Partner Adrian Latortue expects this to pull in different directions for different people, since everyone's work and tools vary. A personal agent plugs into what you actually care about: the first things you read in the morning, prep for the day's meetings, a reminder that a new draft has landed or that someone never followed up. The part he's most interested in is agents talking to each other, such as his agent pinging a colleague's before a call, and even starting the call. "That becomes really collaborative," he says.

An AI image of different data clusters.

Partner Hau Ly, meanwhile, mostly wants the time to go deeper, learn the tools properly, and start building agents of her own.

There's a reason the same shape of an orchestrator over specialists keeps recurring. A general-purpose agent can't do each job as well as a focused one. Ava, for example, is most reliable at pulling from our databases precisely because that's all she does. The architecture ends up mirroring how the firm already works: a partner coordinating a bench of specialists.

One note of caution comes from our LP Capria Ventures, which is further down this path. Francis Perelman, their AI Program Manager, says his team now thinks hard before building anything from scratch, because the frontier models keep absorbing use cases. Something worth building six months ago may not be worth building today, when an off-the-shelf bot can do it without a workflow you'd have to maintain. The lesson for our own agent-building: build what's genuinely ours, and let the foundation models handle the rest.

From retrieval to rigor

An AI image illustrating the shift from retrieval to rigor.

Most of what our agents currently do is retrieval, while Adrian argues that the more interesting skill is rigor.

Today an agent fetches a number.
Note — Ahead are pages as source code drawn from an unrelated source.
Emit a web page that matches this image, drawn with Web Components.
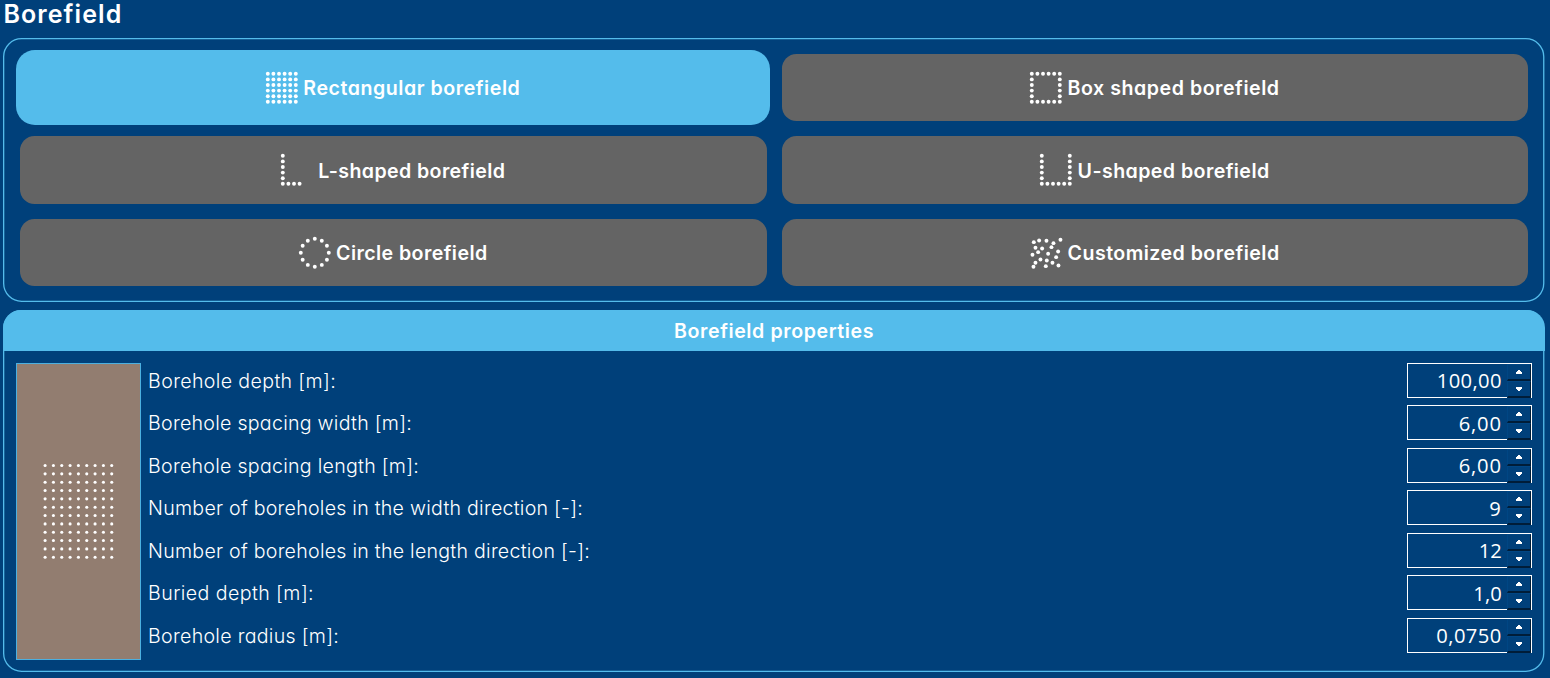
<!DOCTYPE html>
<html lang="en">
<head>
<meta charset="utf-8">
<title>Borefield</title>
<style>
html,body{margin:0;height:100%;background:#00407a;overflow:hidden}
body{font-family:Inter,"Noto Sans",sans-serif;color:#fff}
</style>
</head>
<body>
<borefield-page></borefield-page>
<script>
const define = (name, cls) => customElements.define(name, cls);

/* One line of text whose tracking is adjusted to a given advance width. */
define('fit-text', class extends HTMLElement {
  connectedCallback() {
    const w = this.getAttribute('w');
    this.attachShadow({mode:'open'}).innerHTML = `<style>
      :host{display:block;flex:none;width:${w}px;white-space:nowrap;font-feature-settings:"cv11"}
      span{display:inline-block}</style><span></span>`;
    const s = this.shadowRoot.querySelector('span');
    s.textContent = this.getAttribute('text');
    s.style.letterSpacing = ((w - s.getBoundingClientRect().width) / s.textContent.length).toFixed(3) + 'px';
  }
});

const line = (x0, y0, x1, y1, n) => Array.from({length:n}, (_, i) =>
  [x0 + (x1-x0)*i/(n-1), y0 + (y1-y0)*i/(n-1)]);
const patterns = {
  rect: () => [0,1,2,3,4,5].flatMap(r => line(2, 2+r*5.6, 30, 2+r*5.6, 6)),
  box: () => [...line(2,2,30,2,6), ...line(2,30,30,30,6), ...line(2,7.6,2,24.4,4), ...line(30,7.6,30,24.4,4)],
  l: () => [...line(2,2,2,30,6), ...line(7.6,30,18.8,30,3)],
  u: () => [...line(2,2,2,30,6), ...line(7.6,30,30,30,5), ...line(30,2,30,24.4,5)],
  circle: () => Array.from({length:12}, (_, i) => [16+14*Math.cos(i*Math.PI/6), 16+14*Math.sin(i*Math.PI/6)]),
  custom: () => [[41,306],[57,301],[79,302],[121,299],[46,323],[66,325],[100,309],[94,321],[114,334],[37,344],
    [54,336],[84,341],[61,358],[80,361],[108,351],[97,368],[115,376],[46,368],[40,380],[77,378]]
    .map(([x,y]) => [(x-29)/3, (y-290)/3])
};

define('dot-icon', class extends HTMLElement {
  connectedCallback() {
    const dots = patterns[this.getAttribute('kind')]();
    this.attachShadow({mode:'open'}).innerHTML = `<style>:host{display:block;flex:none;width:32px;height:32px}svg{display:block;overflow:visible}</style>
      <svg width="32" height="32" fill="#fff">${dots.map(([x,y]) => `<circle cx="${(x-.2).toFixed(2)}" cy="${(y-.2).toFixed(2)}" r="1.95"/>`).join('')}</svg>`;
  }
});

define('shape-button', class extends HTMLElement {
  connectedCallback() {
    this.attachShadow({mode:'open'}).innerHTML = `<style>
      :host{display:flex;height:75px;box-sizing:border-box;padding:3.75px}
      :host([active]){padding:0}
      button{flex:1;display:flex;align-items:center;justify-content:center;gap:5.2px;border:0;padding:0;margin:0;
        border-radius:14.5px;background:#646464;color:#fff;font:600 19.6px/24px Inter,"Noto Sans",sans-serif}
      :host([active]) button{border-radius:19px;background:#54bceb}
      fit-text{padding-top:.7px}
    </style><button><dot-icon kind="${this.getAttribute('kind')}"></dot-icon><fit-text w="${this.getAttribute('w')}" text="${this.getAttribute('label')}"></fit-text></button>`;
  }
});

/* Rounded outline shared by both groups. */
define('group-frame', class extends HTMLElement {
  connectedCallback() {
    const h = +this.getAttribute('h');
    this.attachShadow({mode:'open'}).innerHTML = `<style>
      :host{display:block;position:relative;box-sizing:border-box;height:${h}px;width:1541.4px}
      svg{position:absolute;inset:0;pointer-events:none;overflow:visible}
    </style><slot></slot><svg width="1542" height="${h}"><rect x=".65" y=".65" width="1540.1" height="${h-1.3}" rx="18" fill="none" stroke="#54bceb" stroke-width="1.3"/></svg>`;
  }
});

define('number-field', class extends HTMLElement {
  connectedCallback() {
    this.attachShadow({mode:'open'}).innerHTML = `<style>
      :host{display:flex;align-items:center;justify-content:space-between;height:35px;color:#fff;font:350 19.6px/24px Inter,"Noto Sans",sans-serif}
      .label{padding-top:1.3px;margin-left:.6px}
      .box{display:flex;width:125px;height:35px;box-sizing:border-box;border:1px solid #fff}
      .val{flex:1;display:flex;justify-content:flex-end;align-items:center;padding-right:5px;font:400 20.2px/32px "Open Sans","Noto Sans",sans-serif}
      .spin{width:24px;display:flex;flex-direction:column;margin-bottom:-1px}
      .spin div{flex:1;box-sizing:border-box;border:1px solid #004684;border-right:1px solid #001d38;border-bottom:2px solid #001d38;display:flex;align-items:center;justify-content:center}
      svg{display:block}
    </style><fit-text class="label" w="${this.getAttribute('lw')}" text="${this.getAttribute('label')}"></fit-text>
    <div class="box"><div class="val"><fit-text w="${this.getAttribute('vw')}" text="${this.getAttribute('value')}"></fit-text></div>
    <div class="spin"><div><svg width="8" height="4" fill="#fff"><path d="M3 0h2v1h1v1h1v2h-6v-2h1v-1h1z"/></svg></div><div><svg width="8" height="4" fill="#fff"><path d="M1 0h6v2h-1v1h-1v1h-2v-1h-1v-1h-1z"/></svg></div></div></div>`;
  }
});

define('field-preview', class extends HTMLElement {
  connectedCallback() {
    let dots = '';
    for (let r = 0; r < 12; r++) for (let c = 0; c < 9; c++)
      dots += `<circle cx="${(28.1+c*8.33).toFixed(2)}" cy="${(101.5+r*8.34).toFixed(2)}" r="1.55"/>`;
    this.attachShadow({mode:'open'}).innerHTML = `<style>:host{display:block;box-sizing:border-box;width:125px;height:297px;border:1px solid #4cb0e0;background:#927d70}svg{display:block}</style>
      <svg width="123" height="295" fill="#fff">${dots}</svg>`;
  }
});

define('borefield-page', class extends HTMLElement {
  connectedCallback() {
    this.attachShadow({mode:'open'}).innerHTML = `<style>
      :host{display:block;box-sizing:border-box;width:1550px;height:678px;padding-left:3.4px}
      h1{margin:0;height:38px;box-sizing:border-box;font:600 25px/28px Inter,"Noto Sans",sans-serif}
      .grid{display:grid;grid-template-columns:754.5px 754px;gap:7.5px;padding:12.2px 0 0 12.6px}
      .second{margin-top:7.8px}
      .head{height:41.2px;box-sizing:border-box;background:#54bceb;border-radius:18px 18px 0 0;display:flex;justify-content:center;padding-top:1px;font:600 19.6px/41px Inter,"Noto Sans",sans-serif}
      .body{display:flex;gap:6.5px;padding:11.7px 13px 0 12.6px}
      .rows{flex:1;display:flex;flex-direction:column;gap:7.5px}
    </style>
    <h1><fit-text w="119" text="Borefield"></fit-text></h1>
    <group-frame h="264"><div class="grid">
      <shape-button active kind="rect" w="217" label="Rectangular borefield"></shape-button>
      <shape-button kind="box" w="212" label="Box shaped borefield"></shape-button>
      <shape-button kind="l" w="187" label="L-shaped borefield"></shape-button>
      <shape-button kind="u" w="192" label="U-shaped borefield"></shape-button>
      <shape-button kind="circle" w="151.5" label="Circle borefield"></shape-button>
      <shape-button kind="custom" w="212" label="Customized borefield"></shape-button>
    </div></group-frame>
    <group-frame class="second" h="362"><div class="head"><fit-text w="200" text="Borefield properties"></fit-text></div>
      <div class="body"><field-preview></field-preview><div class="rows">
        <number-field lw="188" label="Borehole depth [m]:" vw="65" value="100,00"></number-field>
        <number-field lw="264" label="Borehole spacing width [m]:" vw="43" value="6,00"></number-field>
        <number-field lw="271" label="Borehole spacing length [m]:" vw="43" value="6,00"></number-field>
        <number-field lw="435" label="Number of boreholes in the width direction [-]:" vw="12.5" value="9"></number-field>
        <number-field lw="442" label="Number of boreholes in the length direction [-]:" vw="23" value="12"></number-field>
        <number-field lw="166" label="Buried depth [m]:" vw="28.5" value="1,0"></number-field>
        <number-field lw="191" label="Borehole radius [m]:" vw="65.5" value="0,0750"></number-field>
      </div></div></group-frame>`;
  }
});
</script>
</body>
</html>
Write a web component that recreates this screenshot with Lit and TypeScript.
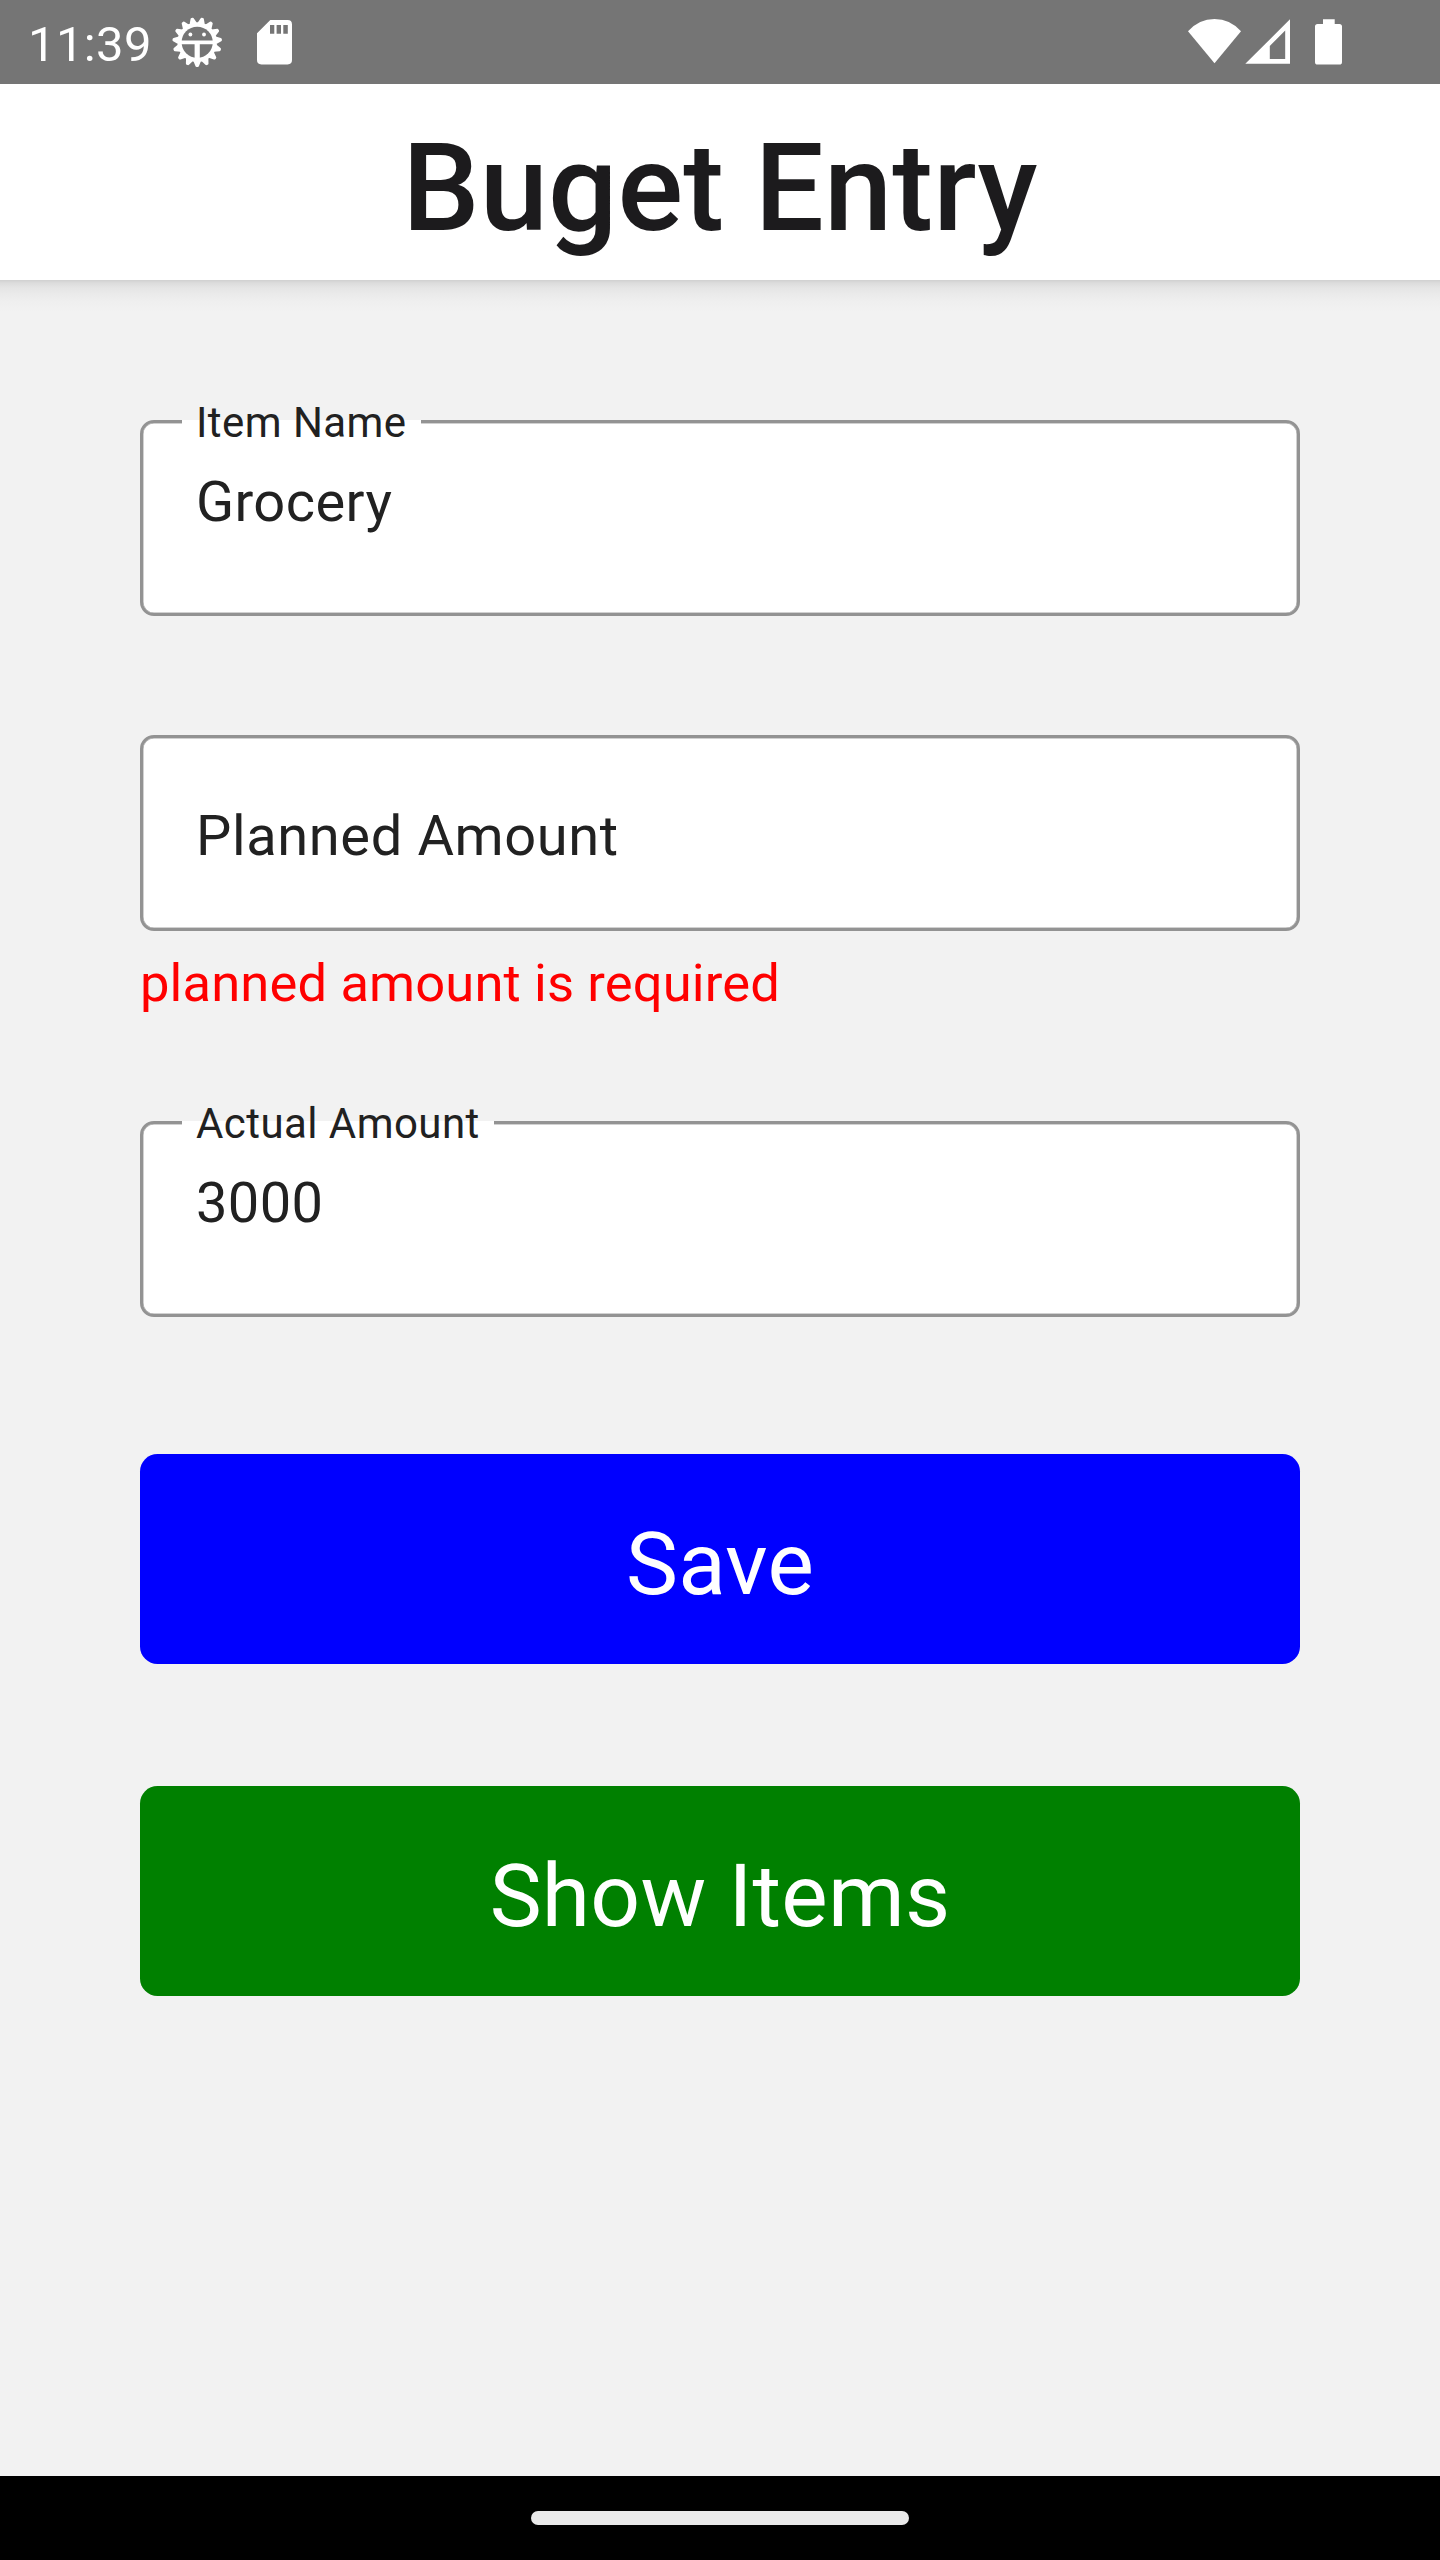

Tomorrow it could assemble a complete picture of a company from data scattered across systems, adding layers of context no single person holds. From there it's a short step to agents that check our consistency while flagging where a deal or a hiring decision contradicts a process we've formalized. Or, they could undertake market intelligence that refreshes itself, so we're not, as he puts it, researching a sector from scratch every time a deal appears in it. Another possibility is valuation agents that combine the empirical (how a company's revenue is growing) with the qualitative (notes from calls that live in tools like Granola), and propose a mark for a human to accept or revise.

The point isn't automation for its own sake. Instead, it’s ensuring consistency that doesn't depend on how overloaded everyone happens to be. The agent gets you most of the way, and the human does the rest. "About 20 to 30% of the entire work," in Adrian's estimate, but the part that matters most.

Capria is already exploring the edges of this. They're testing agents that run around the clock in the background, reachable over Slack or WhatsApp, that you hand a task and let work. They're also considering training their own models on more than a decade of proprietary investment and company performance data. These aren’t fully implemented, but they paint a picture of what could be possible.

What stays human

None of this means we will replace ourselves. Hau is direct about it: the agents won't take her job, "at least not yet," because using them well still demands real knowledge and judgment. "You don't trust the agents blindly," she says. "You have to have your own judgment." Eddie highlights the irreplaceable part in the qualitative gut, the X-factors of whether an opportunity makes sense. The human role shifts, but it doesn't shrink, and remains the final layer of quality on anything leaving the office.

An AI image illustrating what stays human.

The bigger lesson

There's an intriguing lesson within all of this. The best advice Hau has heard on adopting AI was to start small and focus on the problem, not the technology. Find work that is repetitive, manual, and unenjoyable, and begin there. As she points out, that's exactly what AVV tells founders, and how we approach investing. A firm that urges startups to solve real problems instead of pursuing fancy toys is taking its own advice.

So here's where we think we'll be in a year or two: not a firm that replaced its people with agents, but a network of human-curated agent systems, each of us orchestrating our own. We're sharing this as a work in progress since this story is far from complete, and we'd rather write it out in the open.